> **What the exercise asks**: Select and reproduce each line of the listing below that bears the string "component".

> **Data in this exercise**:
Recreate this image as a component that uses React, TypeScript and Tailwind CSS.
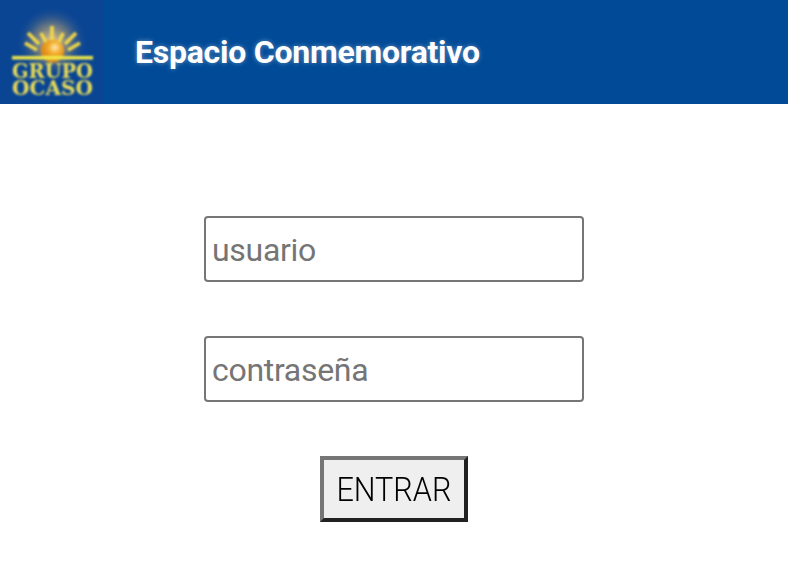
function Logo() {
  return (
    <svg width="104" height="104" viewBox="0 0 104 104" className="shrink-0">
      <defs>
        <radialGradient id="glow">
          <stop offset="0%" stopColor="#ffd98a" stopOpacity="0.95" />
          <stop offset="50%" stopColor="#b9a070" stopOpacity="0.5" />
          <stop offset="100%" stopColor="#0a4594" stopOpacity="0" />
        </radialGradient>
        <radialGradient id="sun" cx="60%" cy="35%">
          <stop offset="0%" stopColor="#ffe9b0" />
          <stop offset="50%" stopColor="#f4b030" />
          <stop offset="100%" stopColor="#e08c18" />
        </radialGradient>
        <filter id="soft"><feGaussianBlur stdDeviation="0.8" /></filter>
      </defs>
      <rect width="104" height="104" fill="#0a4594" />
      <circle cx="52" cy="42" r="36" fill="url(#glow)" />
      <g filter="url(#soft)">
        <circle cx="52.500" cy="51" r="11.500" fill="url(#sun)" />
        <g stroke="#f0d84a" strokeWidth="3.600">
          <path d="M52 26v14M28 33l11 11M41 33l5 9M25 43l12 7M76 33l-11 11M63 33l-4 9M80 43l-12 7" />
        </g>
        <rect x="12" y="56" width="81" height="3.500" fill="#f2e846" />
        <text x="12" y="78" textLength="81" lengthAdjust="spacingAndGlyphs" fill="#e6da58" fontFamily="'DejaVu Serif', serif" fontWeight="700" fontSize="20.500">GRUPO</text>
        <text x="12" y="95" textLength="81" lengthAdjust="spacingAndGlyphs" fill="#e6da58" fontFamily="'DejaVu Serif', serif" fontWeight="700" fontSize="20.500">OCASO</text>
      </g>
    </svg>
  )
}

export default function App() {
  return (
    <div className="min-h-[579px] bg-white font-['Roboto',sans-serif]">
      <header className="flex h-[104px] items-center bg-[#004a97]">
        <Logo />
        <h1 className="ml-[31px] text-[32px] font-bold tracking-[-0.25px] text-white [text-shadow:0_0_5px_rgba(255,255,255,0.4)]">
          Espacio Conmemorativo
        </h1>
      </header>
      <form className="flex flex-col items-center gap-[54px] pt-[112px]">
        <input
          type="text"
          placeholder="usuario"
          className="h-[66px] w-[380px] rounded-[4px] border-2 border-[#767676] bg-white px-[6px] pt-[2px] text-[32px] tracking-[-0.3px] outline-none placeholder:text-[#757575]"
        />
        <input
          type="password"
          placeholder="contraseña"
          className="h-[66px] w-[380px] rounded-[4px] border-2 border-[#767676] bg-white px-[6px] pt-[2px] text-[32px] tracking-[-0.3px] outline-none placeholder:text-[#757575]"
        />
        <button
          type="button"
          className="h-[66px] w-[148px] border-4 border-t-[#767676] border-l-[#767676] border-r-[#212121] border-b-[#212121] bg-[#efefef] text-[34px] font-light text-black"
        >
          <span className="inline-block scale-x-90">ENTRAR</span>
        </button>
      </form>
    </div>
  )
}
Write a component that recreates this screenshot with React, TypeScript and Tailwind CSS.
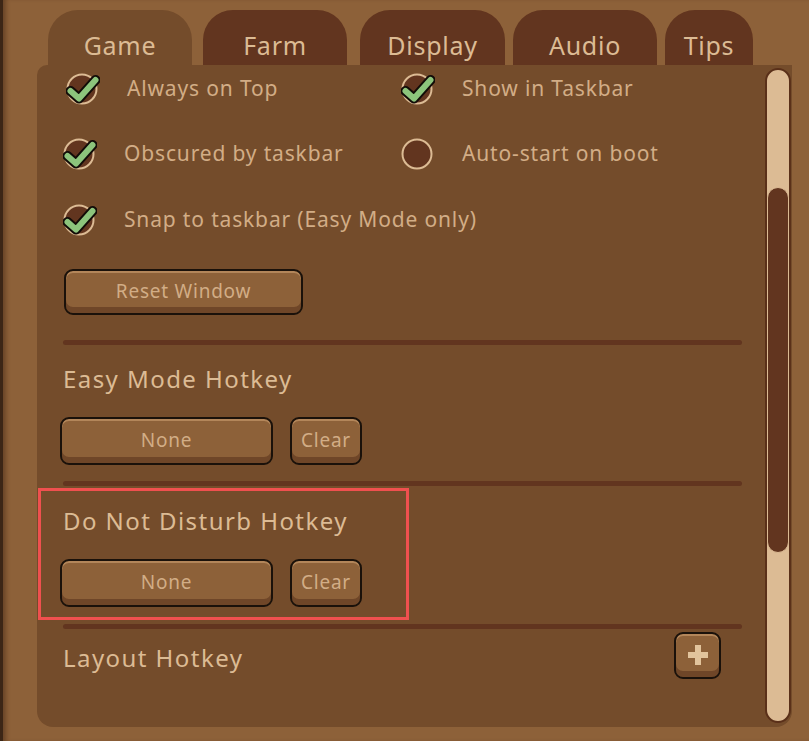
import type { ReactNode } from "react";

const FONT = { fontFamily: '"Noto Sans", "Open Sans", sans-serif' };

const tabs = [
  { label: "Game", box: "w-[144px]", active: true },
  { label: "Farm", box: "ml-[11px] w-[144px]" },
  { label: "Display", box: "ml-[13px] w-[145px]" },
  { label: "Audio", box: "ml-[8px] w-[144px]" },
  { label: "Tips", box: "ml-[8px] w-[88px]" },
];

function CheckIcon({ checked }: { checked: boolean }) {
  return (
    <svg width="34" height="34" viewBox="0 0 34 34" aria-hidden="true">
      <circle cx="16" cy="18" r="14.5" fill="#62351f" stroke="#dcbb94" strokeWidth="2" />
      {checked && (
        <>
          <path
            d="M4.5 20 L13 27.5 L29.5 9"
            fill="none"
            stroke="#120c08"
            strokeWidth="10"
            strokeLinejoin="round"
            strokeLinecap="round"
          />
          <path
            d="M4.5 20 L13 27.5 L29.5 9"
            fill="none"
            stroke="#8cc47c"
            strokeWidth="6"
            strokeLinejoin="round"
            strokeLinecap="round"
          />
        </>
      )}
    </svg>
  );
}

function Option({ label, checked, className = "" }: { label: string; checked: boolean; className?: string }) {
  return (
    <div className={`flex items-center ${className}`}>
      <div className="-mt-[2px] w-[34px]">
        <CheckIcon checked={checked} />
      </div>
      <span className="ml-[27px] text-[21px] tracking-[0.04em] text-[#d2ad86]">{label}</span>
    </div>
  );
}

function WoodButton({ children, className }: { children: ReactNode; className: string }) {
  return (
    <button
      className={`flex items-center justify-center rounded-[9px] border-2 border-[#1a110a] bg-[#8d6139] pb-[2px] text-[19px] tracking-[0.04em] text-[#d2ad86] shadow-[inset_0_-6px_0_#6f4628,inset_0_2px_0_#b3865a] ${className}`}
    >
      {children}
    </button>
  );
}

function Separator() {
  return <div className="h-[5px] w-[679px] rounded-full bg-[#62351f]" />;
}

function SectionTitle({ children, className = "" }: { children: ReactNode; className?: string }) {
  return (
    <h2 className={`text-[24px] leading-[30px] tracking-[0.06em] text-[#dcbb94] ${className}`}>{children}</h2>
  );
}

function HotkeyRow() {
  return (
    <div className="-ml-[3px] flex gap-[17px]">
      <WoodButton className="h-[48px] w-[213px]">None</WoodButton>
      <WoodButton className="h-[48px] w-[72px]">Clear</WoodButton>
    </div>
  );
}

export default function App() {
  return (
    <div
      className="relative h-[741px] w-[809px] overflow-hidden border-l-[3px] border-[#3c2616] bg-[#8d6139] shadow-[inset_5px_0_4px_-2px_#6a4527]"
      style={FONT}
    >
      {/* tab strip */}
      <div className="flex pl-[45px] pt-[10px]">
        {tabs.map((t) => (
          <div
            key={t.label}
            className={`flex h-[55px] items-start justify-center rounded-t-[30px] pt-[19px] text-[25px] leading-[32px] tracking-[0.03em] text-[#dcbb94] ${t.box} ${
              t.active ? "bg-[#744c2b]" : "bg-[#62351f]"
            }`}
          >
            {t.label}
          </div>
        ))}
      </div>

      {/* settings panel */}
      <div className="ml-[34px] flex h-[662px] w-[755px] rounded-b-[16px] rounded-tl-[10px] bg-[#744c2b]">
        <div className="relative flex-1 pl-[26px]">
          <div className="grid grid-cols-[338px_1fr] grid-rows-[48px_48px_48px] gap-y-[17px]">
            <Option label="Always on Top" checked className="ml-[3px]" />
            <Option label="Show in Taskbar" checked />
            <Option label="Obscured by taskbar" checked />
            <Option label="Auto-start on boot" checked={false} />
            <Option label="Snap to taskbar (Easy Mode only)" checked className="col-span-2 pt-[2px]" />
          </div>

          <WoodButton className="ml-[1px] mt-[26px] h-[46px] w-[239px]">Reset Window</WoodButton>

          <div className="mt-[25px]">
            <Separator />
          </div>

          <SectionTitle className="mt-[19px]">Easy Mode Hotkey</SectionTitle>
          <div className="mt-[23px]">
            <HotkeyRow />
          </div>
          <div className="mt-[16px]">
            <Separator />
          </div>

          <SectionTitle className="mt-[20px]">Do Not Disturb Hotkey</SectionTitle>
          <div className="mt-[23px]">
            <HotkeyRow />
          </div>
          <div className="mt-[17px]">
            <Separator />
          </div>

          <div className="mt-[3px] flex h-[47px] w-[679px] items-center justify-between">
            <SectionTitle className="mt-[4px]">Layout Hotkey</SectionTitle>
            <WoodButton className="mr-[21px] h-[47px] w-[47px]">
              <svg width="22" height="22" viewBox="0 0 22 22" aria-hidden="true">
                <rect x="8" y="1" width="6" height="20" fill="#e2c49c" />
                <rect x="1" y="8" width="20" height="6" fill="#e2c49c" />
              </svg>
            </WoodButton>
          </div>

          {/* highlighted group outline */}
          <div className="pointer-events-none absolute left-[1px] top-[423px] h-[132px] w-[371px] border-[3px] border-[#f0504f]" />
        </div>

        {/* scrollbar */}
        <div className="mr-[1px] flex w-[26px] flex-col pb-[4px] pt-[3px]">
          <div className="flex flex-1 flex-col rounded-full border-2 border-[#5a3019] bg-[#dcbb94]">
            <div className="h-[117px]" />
            <div className="h-[366px] rounded-[11px] border border-[#dcbb94] bg-[#62351f]" />
          </div>
        </div>
      </div>
    </div>
  );
}
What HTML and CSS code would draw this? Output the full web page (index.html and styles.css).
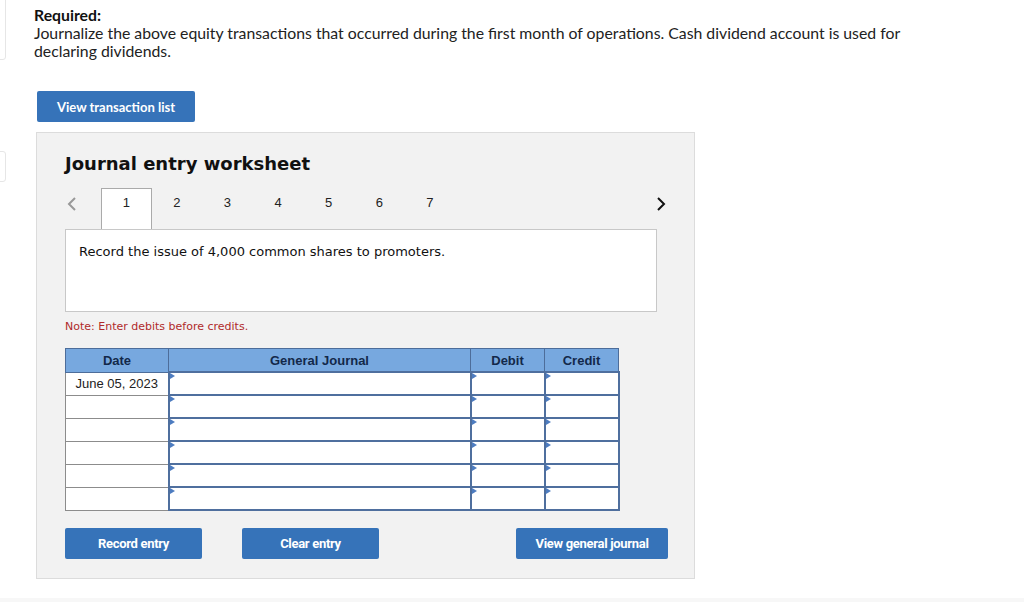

> **Answer**:
Recreate this image as a component that uses React, TypeScript and Tailwind CSS.
Write a component that recreates this screenshot with React, TypeScript and Tailwind CSS.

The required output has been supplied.